6.2.3 Impact on Traditional Energy Industry

The rising energy consumption costs will have both short- and long-term impacts on the traditional energy industry, in our opinion. Over the short term, we think the energy price hikes may benefit the traditional energy industry,²⁸ mainly considering relatively lower elasticity in energy demand and less stringent carbon regulations during the early stages of green transformation. Surges in oil and gas prices have led global oil and gas industry revenue to more than double compared with its five-year average,²⁹ and the market expects that US shale oil companies may generate free cash flow of US$180bn.³⁰ Over the long term, however, we expect traditional energy industry revenue to trend down. Energy consumers may gradually reduce their reliance on fossil-fuel energy as the cost to use such energy rises. In addition, we believe that higher carbon costs and unfavorable policies for the traditional energy industry will eventually weaken demand for fossil-fuel energy.
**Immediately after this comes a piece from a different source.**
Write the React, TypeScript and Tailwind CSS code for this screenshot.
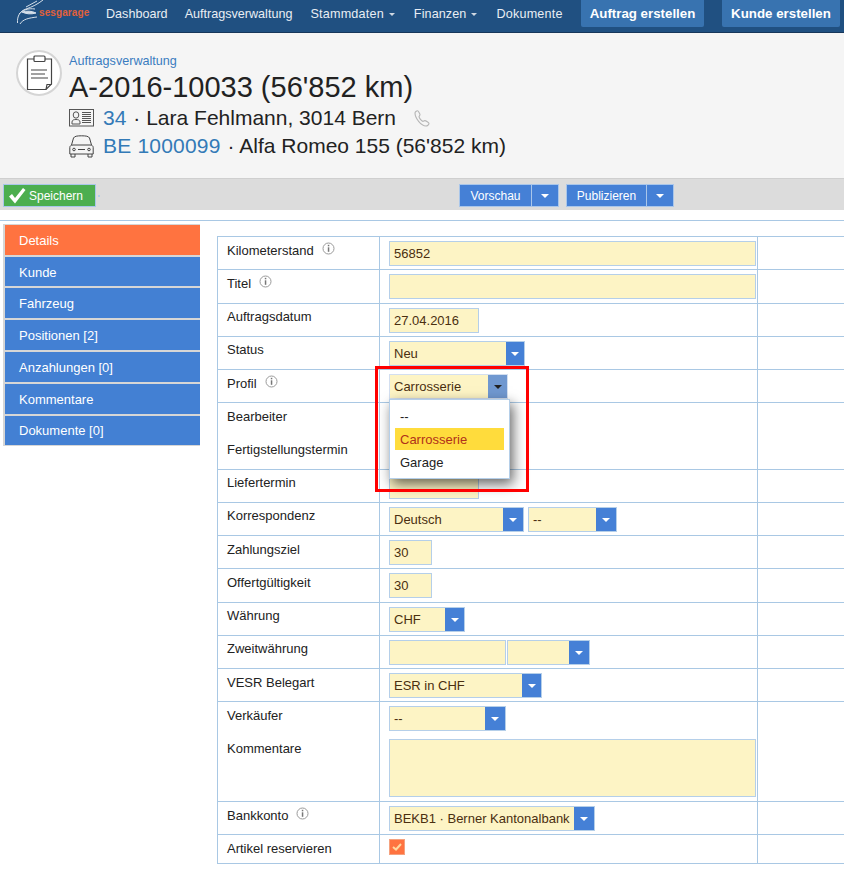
import type { ReactNode } from "react";

const arial = "font-['Liberation_Sans',Arial,sans-serif]";

const menu = [
  { label: "Details", cls: "h-[30px] pt-[1px]" },
  { label: "Kunde", cls: "h-[29px] pt-[1px]" },
  { label: "Fahrzeug", cls: "h-[30px] pt-[1px]" },
  { label: "Positionen [2]", cls: "h-[30px] pt-[1px]" },
  { label: "Anzahlungen [0]", cls: "h-[30px] pt-[1px]" },
  { label: "Kommentare", cls: "h-[30px] pt-[1px]" },
  { label: "Dokumente [0]", cls: "h-[29px]" },
];

const Caret = ({ dark }: { dark?: boolean }) => (
  <span
    className={`block w-0 h-0 border-x-[4px] border-x-transparent border-t-[4px] ${dark ? "border-t-[#222]" : "border-t-white"}`}
  />
);

const Info = () => (
  <svg width="13" height="13" viewBox="0 0 13 13" className="inline-block ml-[8px] -mt-[7px] align-middle">
    <circle cx="6.5" cy="6.5" r="5.5" fill="none" stroke="#9a9a9a" />
    <rect x="5.8" y="2.8" width="1.5" height="1.5" fill="#777" />
    <rect x="5.8" y="5.3" width="1.5" height="4.5" fill="#777" />
  </svg>
);

const Input = ({ w, value, h = "h-[25px]" }: { w: string; value?: string; h?: string }) => (
  <div className={`${w} ${h} bg-[#fdf4c5] border border-[#b5cfe9] pl-[4px] leading-[24px] text-[#4a2f10]`}>{value}</div>
);

const Select = ({ w, value, btn = "w-[19px]", focus }: { w: string; value?: string; btn?: string; focus?: boolean }) => (
  <div className={`${w} h-[25px] flex bg-[#fdf4c5] border ${focus ? "border-[#d3dff0]" : "border-[#b5cfe9]"} text-[#4a2f10]`}>
    <div className="flex-1 pl-[4px] leading-[24px] overflow-hidden whitespace-nowrap">{value}</div>
    <div className={`${btn} shrink-0 flex items-center justify-center ${focus ? "bg-[#7098d0]" : "bg-[#4580d6]"}`}>
      <Caret dark={focus} />
    </div>
  </div>
);

const Row = ({
  label,
  info,
  h = "h-[33px]",
  pt = "pt-[5px]",
  line = true,
  children,
}: {
  label?: string;
  info?: boolean;
  h?: string;
  pt?: string;
  line?: boolean;
  children?: ReactNode;
}) => (
  <div className={`flex ${h} ${line ? "border-t border-[#a9c8e4]" : ""}`}>
    <div className={`w-[162px] shrink-0 border-l border-[#a9c8e4] pl-[9px] ${pt} leading-[18px] text-[#222]`}>
      {label}
      {info && <Info />}
    </div>
    <div className="w-[378px] shrink-0 border-l border-[#a9c8e4] pl-[9px] pt-[4px]">{children}</div>
    <div className="flex-1 border-l border-[#a9c8e4]" />
  </div>
);

const Logo = () => (
  <div className="flex items-start w-[106px] h-[32px] pl-[17px] relative">
    <svg width="28" height="25" viewBox="0 0 28 25" fill="none" stroke="#d5dfe9" strokeWidth="1">
      <path d="M0.5 23C0 16 3 11 9 9C15 7 21 4 26 0" />
      <path d="M2 14C6 10 11 8 18 9" />
      <path d="M5 12C10 10.5 15 11 19 13C14 14.5 9 14 5 12Z" fill="#d5dfe9" />
      <path d="M3 24C6 19 12 18 20 17" />
      <path d="M9 7L20 1" />
    </svg>
    <span className="absolute left-[39px] top-[5px] text-[10px] font-bold text-[#e0603a] tracking-[0.1px]">sesgarage</span>
  </div>
);

const NavItem = ({ label, caret, cls }: { label: string; caret?: boolean; cls?: string }) => (
  <div className={`flex items-center gap-[5px] text-[#e9eef4] ${cls ?? ""}`}>
    {label}
    {caret && <span className="block w-0 h-0 border-x-[3px] border-x-transparent border-t-[3px] border-t-[#cfd8e2]" />}
  </div>
);

const Clipboard = () => (
  <div className="w-[46px] h-[46px] rounded-full border-2 border-[#d5d5d5] bg-white flex items-center justify-center shrink-0">
    <svg width="27" height="36" viewBox="0 0 27 36" fill="none" stroke="#444" strokeWidth="1.2">
      <path d="M1.5 4H25.5V29L20 34.5H1.5Z" />
      <path d="M20 34.5L21 29.5H25.5" />
      <rect x="8" y="1" width="11" height="5.5" rx="1" fill="#fff" />
      <path d="M5 15H21M5 19H19M5 23H22" />
    </svg>
  </div>
);

const IdCard = () => (
  <svg width="25" height="18" viewBox="0 0 25 18" fill="none" stroke="#555" className="shrink-0">
    <rect x="0.5" y="0.5" width="24" height="16.5" />
    <ellipse cx="7" cy="6" rx="2.8" ry="3.2" />
    <path d="M3 15V13C3 11 5 10.5 7 10.5C9 10.5 11 11 11 13V15Z" />
    <path d="M13 3.5H22M13 5.5H22M13 7.5H22M13 9.5H22M13 11.5H22M13 13.5H22" strokeWidth="1.2" />
  </svg>
);

const Car = () => (
  <svg width="25" height="23" viewBox="0 0 25 23" fill="none" stroke="#444" className="shrink-0">
    <path d="M2.5 10L4.5 3C5.5 1.2 8 0.8 12.5 0.8C17 0.8 19.5 1.2 20.5 3L22.5 10" />
    <path d="M0.8 12.5C0.8 11 2 10 4 10H21C23 10 24.2 11 24.2 12.5V19H0.8Z" />
    <path d="M2 19V22H6V19M19 19V22H23V19" />
    <circle cx="5" cy="14.5" r="1.3" />
    <circle cx="20" cy="14.5" r="1.3" />
    <path d="M9 14.5H16" />
  </svg>
);

const Phone = () => (
  <svg width="16" height="17" viewBox="0 0 16 17" fill="none" stroke="#b5b5b5" strokeWidth="1.1">
    <path d="M1 3C1 2 2.5 0.8 3.5 0.8C4.3 0.8 6 4 6 4.8C6 5.5 5 6 5 6.6C5 8 7.5 11 9 11.4C9.6 11.4 10 10.6 10.8 10.6C11.8 10.6 15 12.6 15 13.6C15 14.8 13.2 16 12 16C7 16 1 8 1 3Z" />
  </svg>
);

const SplitButton = ({ label, w }: { label: string; w: string }) => (
  <div className="flex h-[23px] border border-[#a9c6ea] bg-[#4580d6] text-white text-[12px]">
    <div className={`${w} flex items-center justify-center`}>{label}</div>
    <div className="w-[27px] border-l border-[#a9c6ea] flex items-center justify-center">
      <Caret />
    </div>
  </div>
);

const App = () => {
  return (
    <div className={`w-[844px] h-[873px] bg-white overflow-hidden text-[13px] ${arial}`}>
      {/* Navbar */}
      <div className="h-[33px] bg-[#205081] border-b border-[#17375a] flex items-start">
        <Logo />
        <div className="flex items-center h-[29px] text-[12.6px] w-[475px]">
          <NavItem label="Dashboard" />
          <NavItem label="Auftragsverwaltung" cls="ml-[17px]" />
          <NavItem label="Stammdaten" caret cls="ml-[18px] tracking-[0.2px]" />
          <NavItem label="Finanzen" caret cls="ml-[19px] tracking-[0.1px]" />
          <NavItem label="Dokumente" cls="ml-[19px] tracking-[0.2px]" />
        </div>
        <div className="flex items-start gap-[18px]">
          <div className="w-[123px] h-[27px] bg-[#3873b0] rounded-b-[2px] text-white font-bold text-[13.3px] flex items-center justify-center">
            Auftrag erstellen
          </div>
          <div className="w-[118px] h-[27px] bg-[#3873b0] rounded-b-[2px] text-white font-bold text-[13.3px] flex items-center justify-center">
            Kunde erstellen
          </div>
        </div>
      </div>

      {/* Header */}
      <div className="h-[146px] bg-[#f5f5f5] border-b border-[#cfcfcf] pl-[16px] pt-[17px] flex gap-[7px]">
        <Clipboard />
        <div className="pt-[3px]">
          <div className="text-[#3a7cc0] text-[12.6px] leading-[16px]">Auftragsverwaltung</div>
          <div className="text-[#222] text-[29px] leading-[32px] mt-[2px]">A-2016-10033 (56'852 km)</div>
          <div className="flex items-center h-[28px] mt-[1px] text-[21px] text-[#222]">
            <IdCard />
            <span className="text-[#337ab7] ml-[9px]">34</span>
            <span className="ml-[7px]">· Lara Fehlmann, 3014 Bern</span>
            <span className="ml-[18px]">
              <Phone />
            </span>
          </div>
          <div className="flex items-center h-[28px] text-[21px] text-[#222]">
            <Car />
            <span className="text-[#337ab7] ml-[9px] tracking-[0.2px]">BE 1000099</span>
            <span className="ml-[7px]">· Alfa Romeo 155 (56'852 km)</span>
          </div>
        </div>
      </div>

      {/* Toolbar */}
      <div className="h-[31px] bg-[#dcdcdc] flex items-start pt-[5px] pl-[3px]">
        <div className="w-[93px] h-[23px] bg-[#4cae4f] border border-[#a9c6ea] text-white text-[12px] flex items-center gap-[3px] pl-[4px]">
          <svg width="18" height="17" viewBox="0 0 18 17">
            <path d="M1 9.5L4 7L7 11L15 1L17.5 3L7 16.5Z" fill="#fff" />
          </svg>
          Speichern
        </div>
        <div className="w-[2px] h-[2px] bg-[#b5cfe9] mt-[11px] ml-[2px]" />
        <div className="flex gap-[7px] ml-[359px]">
          <SplitButton label="Vorschau" w="w-[71px]" />
          <SplitButton label="Publizieren" w="w-[79px]" />
        </div>
      </div>

      {/* Body */}
      <div className="mt-[10px] border-t border-[#a9c8e4] pl-[3px] flex items-start">
        <div className="w-[197px] mt-[3px] shrink-0 bg-[#d6d6d6] pl-[2px] py-[1px] flex flex-col gap-[2px]">
          {menu.map((m, i) => (
            <div
              key={m.label}
              className={`${m.cls} pl-[14px] leading-[30px] text-white ${i === 0 ? "bg-[#ff7340]" : "bg-[#4380d3]"}`}
            >
              {m.label}
            </div>
          ))}
        </div>

        <div className="ml-[17px] mt-[15px] w-[627px] border-b border-[#a9c8e4]">
          <Row label="Kilometerstand" info>
            <Input w="w-[367px]" value="56852" />
          </Row>
          <Row label="Titel" info h="h-[34px]">
            <Input w="w-[367px]" />
          </Row>
          <Row label="Auftragsdatum" pt="pt-[4px]">
            <Input w="w-[90px]" value="27.04.2016" />
          </Row>
          <Row label="Status" pt="pt-[4px]">
            <Select w="w-[136px]" value="Neu" btn="w-[18px]" />
          </Row>
          <Row label="Profil" info>
            <div className="relative">
              <Select w="w-[119px]" value="Carrosserie" focus />
              <div className="absolute -left-[14px] -top-[8px] w-[154px] h-[126px] border-[3px] border-[#ff0000] z-20" />
              <div className="absolute left-0 top-[25px] w-[121px] h-[80px] bg-white border border-[#b5cfe9] shadow-[3px_5px_12px_rgba(0,0,0,0.6)] z-10 px-[5px] pt-[6px] text-[#222]">
                <div className="h-[22px] pl-[5px] leading-[22px]">--</div>
                <div className="h-[22px] pl-[5px] leading-[23px] bg-[#ffdc3c] text-[#b0301a]">Carrosserie</div>
                <div className="h-[24px] pl-[5px] leading-[25px]">Garage</div>
              </div>
            </div>
          </Row>
          <Row label="Bearbeiter" />
          <Row label="Fertigstellungstermin" line={false} h="h-[34px]" pt="pt-[6px]" />
          <Row label="Liefertermin" pt="pt-[4px]">
            <Input w="w-[90px]" />
          </Row>
          <Row label="Korrespondenz" pt="pt-[4px]">
            <div className="flex gap-[4px]">
              <Select w="w-[135px]" value="Deutsch" btn="w-[20px]" />
              <Select w="w-[89px]" value="--" btn="w-[20px]" />
            </div>
          </Row>
          <Row label="Zahlungsziel">
            <Input w="w-[43px]" value="30" />
          </Row>
          <Row label="Offertgültigkeit" h="h-[34px]">
            <Input w="w-[43px]" value="30" />
          </Row>
          <Row label="Währung" pt="pt-[4px]">
            <Select w="w-[76px]" value="CHF" />
          </Row>
          <Row label="Zweitwährung" pt="pt-[4px]">
            <div className="flex gap-[1px]">
              <Input w="w-[117px]" />
              <Select w="w-[83px]" btn="w-[20px]" />
            </div>
          </Row>
          <Row label="VESR Belegart">
            <Select w="w-[153px]" value="ESR in CHF" />
          </Row>
          <Row label="Verkäufer">
            <Select w="w-[117px]" value="--" btn="w-[20px]" />
          </Row>
          <Row label="Kommentare" line={false} h="h-[67px]" pt="pt-[6px]">
            <div className="pt-[1px]">
              <Input w="w-[367px]" h="h-[58px]" />
            </div>
          </Row>
          <Row label="Bankkonto" info>
            <Select w="w-[206px]" value="BEKB1 · Berner Kantonalbank" btn="w-[20px]" />
          </Row>
          <Row label="Artikel reservieren" h="h-[29px]">
            <div className="w-[16px] h-[16px] bg-[#ff7340] border border-[#f5a27f] flex items-center justify-center">
              <svg width="10" height="8" viewBox="0 0 10 8" fill="none" stroke="#ffd9a0" strokeWidth="2">
                <path d="M1 4L4 6.5L9 1" />
              </svg>
            </div>
          </Row>
        </div>
      </div>
    </div>
  );
};

export default App;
6.2.4 Impact on Alternative Energy Industry

We expect the alternative energy industry to benefit from the energy replacement effect in the coming period. As carbon regulations are tightened, the cost of consuming fossil-fuel energy will gradually exceed that of alternative energy, expediting the switch from fossil-fuel to alternative energy. Hence, we think alternative energy demand will remain strong over the long term. The rallies in fossil-fuel energy prices amid the Russia-Ukraine conflict are accelerating the global energy transformation and boosting growth in both volume and price for the alternative energy industry. The EU raised the target proportion of renewable energy sources in the overall energy mix from 40% to at least 42.5% for 2030.³¹ Buoyant energy prices also increased demand for PV installations in Europe, boosting China’s exports of PV products to Europe. In 2H22, China’s total export value of PV products jumped 113% YoY to around US$25.9bn.³² As strong PV demand will help sustain the growth momentum in major sectors along the PV industry chain, we expect domestic polysilicon producers to continue to expand capacity.³³ Moreover, other alternative-energy related industries such as energy storage and virtual power plants may also rapidly begin to thrive.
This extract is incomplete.